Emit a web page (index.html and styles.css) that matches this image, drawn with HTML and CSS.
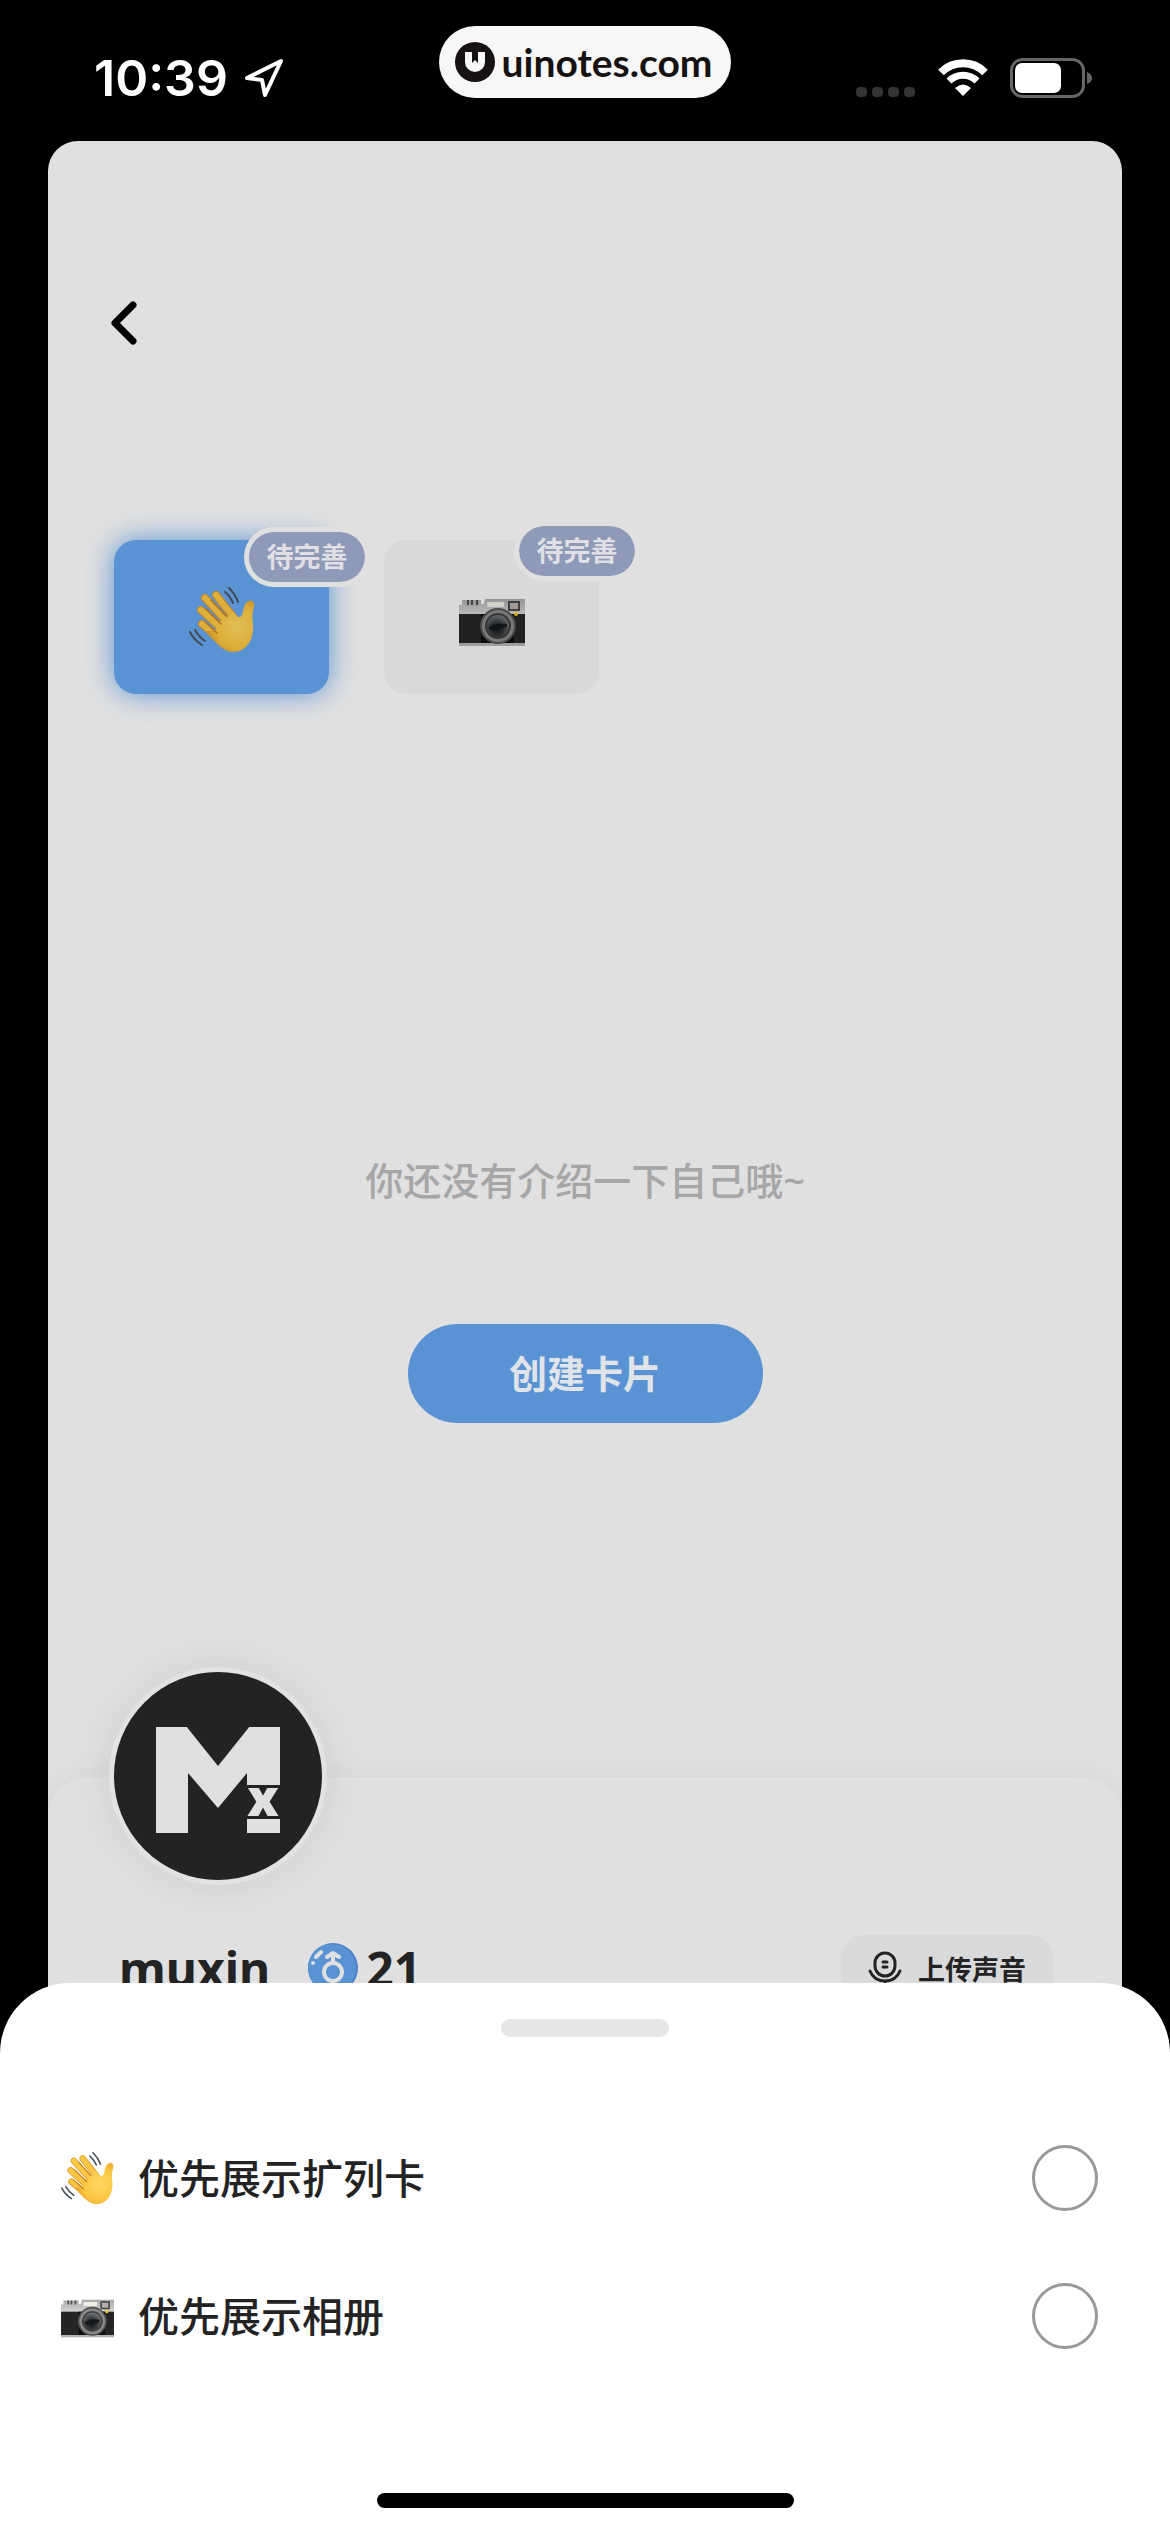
FILE: index.html
```
<!DOCTYPE html>
<html lang="zh-CN">
<head>
    <meta charset="utf-8">
    <meta name="viewport" content="width=device-width, initial-scale=1">
    <title>个人卡片</title>
    <link rel="stylesheet" href="styles.css">
</head>
<body>
    <!-- Общие иконки -->
    <svg class="sprite" aria-hidden="true">
        <defs>
            <radialGradient id="skin" cx="0.65" cy="0.5" r="0.6">
                <stop offset="0" stop-color="#ffd964"/>
                <stop offset="0.7" stop-color="#fbc540"/>
                <stop offset="1" stop-color="#e8a42c"/>
            </radialGradient>
            <linearGradient id="metal" x1="0" y1="0" x2="0" y2="1">
                <stop offset="0" stop-color="#a9a9a9"/>
                <stop offset="1" stop-color="#dadada"/>
            </linearGradient>
            <radialGradient id="glass" cx="0.45" cy="0.65" r="0.6">
                <stop offset="0" stop-color="#161819"/>
                <stop offset="0.5" stop-color="#33373a"/>
                <stop offset="1" stop-color="#6b6f71"/>
            </radialGradient>
        </defs>
        <symbol id="wave" viewBox="0 0 66 66">
            <g fill="none" stroke="#dd982a" stroke-width="8" stroke-linecap="round">
                <path d="M13 37 31 52"/>
                <path d="M12 23 34 43"/>
                <path d="M16 11 38 35"/>
                <path d="M27 8 46 32"/>
            </g>
            <g fill="none" stroke="#fcc843" stroke-width="6" stroke-linecap="round">
                <path d="M13 37 31 52"/>
                <path d="M12 23 34 43"/>
                <path d="M16 11 38 35"/>
                <path d="M27 8 46 32"/>
            </g>
            <path fill="url(#skin)" d="M43 24 48 29C51 32 53 29 54 25 55 20 56 15 60 14 64 13 66 16 65 20 63 26 63 31 64 38 65 53 57 65 44 65 35 65 28 57 16 44L26 44 30 34 37 32Z"/>
            <g fill="none" stroke="#c98220" stroke-width="1.500" stroke-linecap="round">
                <path d="M16 35 28 46"/>
                <path d="M17 22 32 37"/>
                <path d="M22 13 37 29"/>
            </g>
            <g fill="none" stroke="#4c535b" stroke-width="2" stroke-linecap="round">
                <path d="M36 5Q41 9 44 16"/>
                <path d="M40 1Q46 7 49 15"/>
                <path d="M1 45Q5 53 13 58"/>
                <path d="M6 43Q10 50 16 54"/>
            </g>
        </symbol>
        <symbol id="camera" viewBox="0 -12 66 66">
            <path fill="url(#metal)" d="M0 6H3V1H22V5H25L26 0H66V17H0Z"/>
            <path fill="#4c4c4c" d="M8 1H10V6H8ZM12 1H14V6H12ZM17 1H19V6H17Z"/>
            <rect y="15" width="66" height="30" fill="#252525"/>
            <rect x="22" y="15" width="33" height="30" fill="#0c0c0c"/>
            <rect y="44" width="66" height="3" fill="#b4b4b4"/>
            <rect x="28" y="3" width="17" height="5" rx="1" fill="#efeee4"/>
            <rect x="49" y="2" width="12" height="10" fill="#484848"/>
            <rect x="51" y="4" width="8" height="6" fill="#b8aea7"/>
            <circle cx="39" cy="27" r="18" fill="#535353"/>
            <circle cx="39" cy="27" r="16" fill="#8a8a8a"/>
            <circle cx="39" cy="27" r="13" fill="#3d3d3d"/>
            <circle cx="39" cy="27" r="11" fill="url(#glass)"/>
            <path fill="#171819" d="M30 28Q36 23 48 25 49 29 41 30 36 33 30 30Z"/>
            <circle cx="57" cy="15" r="2" fill="#f3c925"/>
        </symbol>
    </svg>

    <div class="screen">
        <header class="status-bar">
            <div class="status-left">
                <span class="time">10:39</span>
                <svg width="40" height="40" viewBox="0 0 40 40" fill="none" stroke="#fff" stroke-width="4" stroke-linejoin="round">
                    <path d="M37 3 3 20 18 22 21 37Z"/>
                </svg>
            </div>
            <div class="brand">
                <svg width="40" height="40" viewBox="0 0 40 40">
                    <circle cx="20" cy="20" r="20" fill="#161212"/>
                    <path fill="#f7f7f7" d="M10 10H17V21L20 18 23 21V10H30V20A10 10 0 0 1 10 20Z"/>
                </svg>
                <span>uinotes.com</span>
            </div>
            <div class="status-right">
                <svg class="signal" width="60" height="12" viewBox="0 0 60 12" fill="#333">
                    <rect y="1" width="11" height="10" rx="4"/>
                    <rect x="16" y="1" width="11" height="10" rx="4"/>
                    <rect x="32" y="1" width="11" height="10" rx="4"/>
                    <rect x="48" y="1" width="11" height="10" rx="4"/>
                </svg>
                <svg width="50" height="38" viewBox="0 0 50 38" fill="none" stroke="#fff">
                    <path stroke-width="8" d="M3 13.500A31 31 0 0 1 47 13.500"/>
                    <path stroke-width="7" d="M11 22A20 20 0 0 1 39 22"/>
                    <path fill="#fff" stroke="none" d="M25 37 17 29Q25 22 33 29Z"/>
                </svg>
                <svg width="82" height="40" viewBox="0 0 82 40">
                    <rect x="1.500" y="1.500" width="72" height="37" rx="11" fill="none" stroke="#666" stroke-width="3"/>
                    <rect x="5" y="5" width="46" height="30" rx="7" fill="#fff"/>
                    <path fill="#666" d="M77 14Q82 16 82 20 82 24 77 26Z"/>
                </svg>
            </div>
        </header>

        <main class="card">
            <button class="back-btn" type="button" aria-label="返回">
                <svg width="26" height="44" viewBox="0 0 26 44" fill="none" stroke="#000" stroke-width="7" stroke-linecap="round" stroke-linejoin="round">
                    <path d="M22 4 4 22 22 40"/>
                </svg>
            </button>

            <nav class="tabs">
                <button class="tab active" type="button" aria-label="扩列卡">
                    <svg class="emoji" width="66" height="66"><use href="#wave"/></svg>
                    <span class="badge">待完善</span>
                </button>
                <button class="tab" type="button" aria-label="相册">
                    <svg class="emoji" width="66" height="66"><use href="#camera"/></svg>
                    <span class="badge">待完善</span>
                </button>
            </nav>

            <section class="empty">
                <p>你还没有介绍一下自己哦~</p>
                <button class="create-btn" type="button">创建卡片</button>
            </section>

            <section class="profile">
                <div class="avatar">
                    <svg width="208" height="208" viewBox="0 0 208 208">
                        <rect x="42" y="55" width="124" height="106" fill="#e0e0e0"/>
                        <path fill="#232323" d="M72 54H136L104 94Z"/>
                        <path fill="#232323" d="M74 162V101L104 136 133 101V162Z"/>
                        <rect x="132" y="113" width="36" height="49" fill="#232323"/>
                        <rect x="133" y="147" width="33" height="14" fill="#e0e0e0"/>
                        <text class="mono-x" x="149" y="144" text-anchor="middle">x</text>
                    </svg>
                </div>
                <div class="profile-row">
                    <h1 class="name">muxin</h1>
                    <div class="age">
                        <svg width="50" height="50" viewBox="0 0 50 50">
                            <circle cx="25" cy="25" r="25" fill="#4a82cc"/>
                            <circle cx="24" cy="25" r="24" fill="#5a93d4"/>
                            <g fill="none" stroke="#e0e0e0" stroke-width="4" stroke-linecap="round" stroke-linejoin="round">
                                <circle cx="25" cy="29" r="9"/>
                                <path d="M25 19V10M19 14 25 10 31 14"/>
                                <path d="M8 14 13 9M5 20V20"/>
                            </g>
                        </svg>
                        <span>21</span>
                    </div>
                    <button class="voice-btn" type="button">
                        <svg width="34" height="38" viewBox="0 0 34 38" fill="none" stroke="#232323" stroke-width="3" stroke-linecap="round">
                            <rect x="7" y="4" width="20" height="23" rx="10"/>
                            <path d="M15 13H19M15 18H19M2 22Q6 32 17 32 28 32 32 22M17 32V36"/>
                        </svg>
                        上传声音
                    </button>
                </div>
            </section>
        </main>
    </div>

    <form class="sheet">
        <div class="handle"></div>
        <label class="option">
            <svg width="53" height="53"><use href="#wave"/></svg>
            <span>优先展示扩列卡</span>
            <input type="radio" name="priority" value="card">
        </label>
        <label class="option">
            <svg width="53" height="53"><use href="#camera"/></svg>
            <span>优先展示相册</span>
            <input type="radio" name="priority" value="album">
        </label>
        <div class="home-bar"></div>
    </form>
</body>
</html>
```
FILE: styles.css
```
:root {
    --surface: #e0e0e0;
    --primary: #5a93d4;
    --badge: #8e9ab8;
    --text: #232323;
}

* {
    box-sizing: border-box;
    margin: 0;
    padding: 0;
}

body {
    font-family: "Noto Sans", "Noto Sans CJK SC", sans-serif;
    color: var(--text);
    background: #000;
}

button {
    border: none;
    background: none;
    color: inherit;
    font-family: inherit;
    cursor: pointer;
}

svg {
    display: block;
    flex-shrink: 0;
}

.sprite {
    position: absolute;
    width: 0;
    height: 0;
}

.screen {
    display: flex;
    flex-direction: column;
    height: 100vh;
    overflow: hidden;
}

/* Строка состояния */
.status-bar {
    display: grid;
    grid-template-columns: 1fr auto 1fr;
    flex-shrink: 0;
    height: 141px;
    padding: 26px 78px 0;
}

.status-left,
.status-right {
    display: flex;
    align-items: center;
    height: 104px;
    color: #fff;
}

.status-left {
    gap: 16px;
    padding-left: 16px;
}

.status-right {
    justify-content: flex-end;
    gap: 22px;
}

.time {
    font-family: Inter, sans-serif;
    font-size: 50px;
    font-weight: 600;
}

.signal {
    align-self: flex-end;
    margin-bottom: 32px;
}

.brand {
    display: flex;
    align-items: center;
    gap: 6px;
    height: 72px;
    padding: 0 18px 0 16px;
    border-radius: 36px;
    background: #f7f7f7;
    color: #161212;
    font-family: Lato, sans-serif;
    font-size: 39px;
    font-weight: 700;
    line-height: 68px;
}

/* Карточка */
.card {
    display: flex;
    flex: 1;
    flex-direction: column;
    margin: 0 48px;
    padding-top: 160px;
    border-radius: 30px 30px 0 0;
    background: var(--surface);
    overflow: hidden;
}

.back-btn {
    align-self: flex-start;
    margin-left: 63px;
}

.tabs {
    display: flex;
    gap: 55px;
    margin: 195px 66px 0;
}

.tab {
    position: relative;
    display: flex;
    align-items: center;
    justify-content: center;
    width: 215px;
    height: 154px;
    border-radius: 22px;
    background: #d9d9d9;
}

.tab.active {
    background: var(--primary);
    box-shadow: 0 0 28px #5a93d4;
}

.tab .emoji {
    margin-top: 6px;
    filter: brightness(0.88);
}

.badge {
    position: absolute;
    top: -19px;
    left: 130px;
    width: 126px;
    border: 5px solid var(--surface);
    border-radius: 30px;
    background: var(--badge);
    background-clip: padding-box;
    color: #e0e0e4;
    font-size: 27px;
    font-weight: 700;
    line-height: 50px;
    text-align: center;
}

.tab.active .badge {
    top: -13px;
}

.empty {
    display: flex;
    flex-direction: column;
    align-items: center;
    gap: 116px;
    margin-top: 458px;
}

.empty p {
    color: #a6a6a6;
    font-size: 38px;
    font-weight: 500;
    line-height: 56px;
}

.create-btn {
    width: 355px;
    height: 99px;
    padding-bottom: 4px;
    border-radius: 50px;
    background: var(--primary);
    color: #e0e3e8;
    font-size: 38px;
    font-weight: 700;
}

.profile {
    flex: 1;
    margin-top: 354px;
    padding: 0 69px 0 61px;
    border-radius: 40px 40px 0 0;
    background: var(--surface);
    box-shadow: 0 0 30px rgba(0, 0, 0, 0.05);
}

.avatar {
    width: 218px;
    margin-top: -110px;
    border: 5px solid #e2e2e2;
    border-radius: 50%;
    background: #232323;
    box-shadow: 0 0 40px rgba(0, 0, 0, 0.08);
    overflow: hidden;
}

.mono-x {
    fill: #e0e0e0;
    font-family: "Noto Sans", sans-serif;
    font-size: 50px;
    font-weight: 900;
}

.profile-row {
    display: flex;
    align-items: center;
    height: 66px;
    margin-top: 50px;
    padding-left: 10px;
}

.name {
    font-size: 48px;
    font-weight: 700;
}

.age {
    display: flex;
    align-items: center;
    gap: 8px;
    margin-left: 38px;
    font-size: 48px;
    font-weight: 700;
}

.voice-btn {
    display: flex;
    align-items: center;
    gap: 16px;
    height: 66px;
    margin-left: auto;
    padding: 0 27px;
    border-radius: 22px;
    background: #d9dadc;
    font-size: 27px;
    font-weight: 700;
}

/* Нижняя панель поверх карточки */
.sheet {
    position: fixed;
    right: 0;
    bottom: 0;
    left: 0;
    padding: 36px 0 24px;
    border-radius: 70px 70px 0 0;
    background: #fff;
}

.handle {
    width: 168px;
    height: 18px;
    margin: 0 auto 72px;
    border-radius: 9px;
    background: #e6e6e6;
}

.option {
    display: flex;
    align-items: center;
    gap: 24px;
    height: 138px;
    padding: 0 72px 0 61px;
    font-size: 41px;
    font-weight: 500;
    cursor: pointer;
}

.option span {
    padding-bottom: 4px;
}

.option input {
    appearance: none;
    width: 66px;
    height: 66px;
    margin-left: auto;
    border: 3px solid #999;
    border-radius: 50%;
    background: #fff;
}

.option input:checked {
    border: 20px solid var(--primary);
}

.home-bar {
    width: 417px;
    height: 15px;
    margin: 108px auto 0;
    border-radius: 8px;
    background: #000;
}
```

++++++++++++++++++++

> _EXERCISE INSTRUCTIONS_:
Pull out all lines in the data above that include "styles".

> _EXPECTED ANSWER_:
Emit a web page (index.html and styles.css) that matches this image, drawn with HTML and CSS.
    <link rel="stylesheet" href="styles.css">
FILE: styles.css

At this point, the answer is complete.